Los propios historiadores parecen haber capitulado ante la magnitud del reto. Si nada hay más vano y estúpido que las  preguntas del estilo: «Qué hubiese sido de Europa si Napoleón llega a vencer en Waterloo», o «¿Qué habría sido de España si los «rojos» hubiesen ganado la Guerra Civil?» es porque la historia es la verdadera encarnación de «Ananké». Lo acontecido se convierte en la mejor encarnación de la fatalidad y lastra inexorablemente el presente. Por esto detrás de las constantes y légitimas reinterpretaciones de la historia se oculta muchas veces la quimera de que pudiera acceder al ser aquello que definitivamente no ha sido. En cambio, tratar de tener en cuenta el impacto de las grandes pandemias en varios momentos cruciales de la historia es tarea distinta y tendría un indudable valor heurístico.

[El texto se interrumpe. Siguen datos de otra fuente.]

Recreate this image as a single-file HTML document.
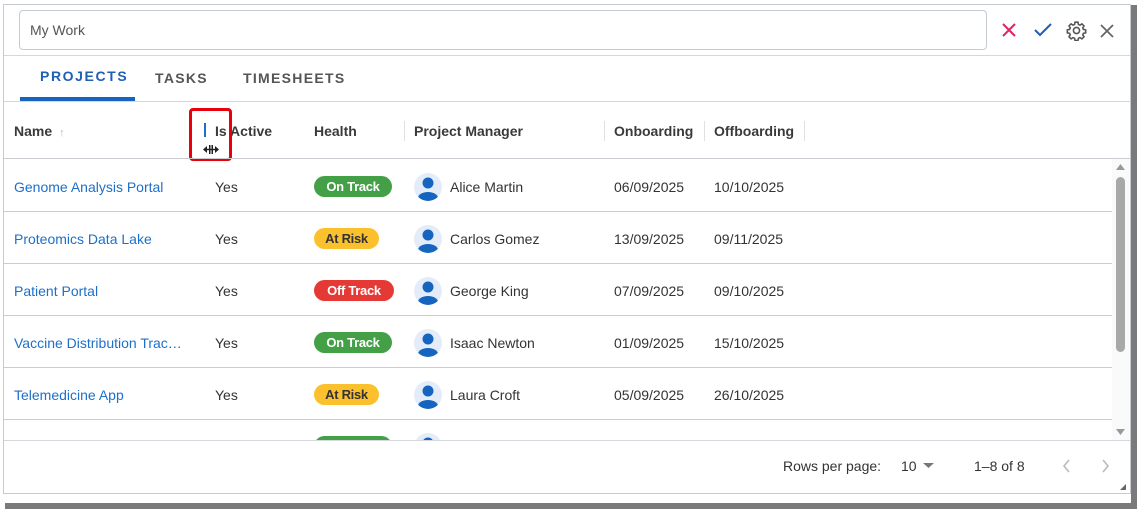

También ayudaría a comprender por qué nuestra actual pandemia no se inscribe en la continuidad histórica de las que fueron sino que supone un absoluto cambio de paradigma. El motor de la evolución humana fue el desajuste dialéctico entre continuidad de la animalidad biológica y emergencia cultural. En Occidente el desajuste se fue convirtiendo en un hiato cada vez más conflictivo. Hoy el hiato se ha vuelto contradicción. Seguimos siendo los mismos y hay evidencias de que nos estamos volviendo otros. Los progresistas piensan que están contemplando el advenimiento de la ansiada y definitiva mutación ética. Sin duda hayamos traspasado cierto tipo de umbrales y se pueda hablar de mutación, pero esta es, básicamente, tecnológica e informativa. No disminuyen los delincuentes urbanos, aumenta el número y las performances de las cámaras de vigilancia.  Y así paladeábamos a cada instante la palabra «viralidad» para referirnos a la rapidez y la intensidad de la difusión de los contenidos informativos. El trauma sufrido en carnes propias con la inimaginable reaparición de su sentido etimológico, y nuevamente hegemónico, podría resumir la situación actual. La coexistencia de las dos acepciones es una nueva definición del absurdo camusiano. Y recalca nuestra novedosa pertenencia a la «post historia».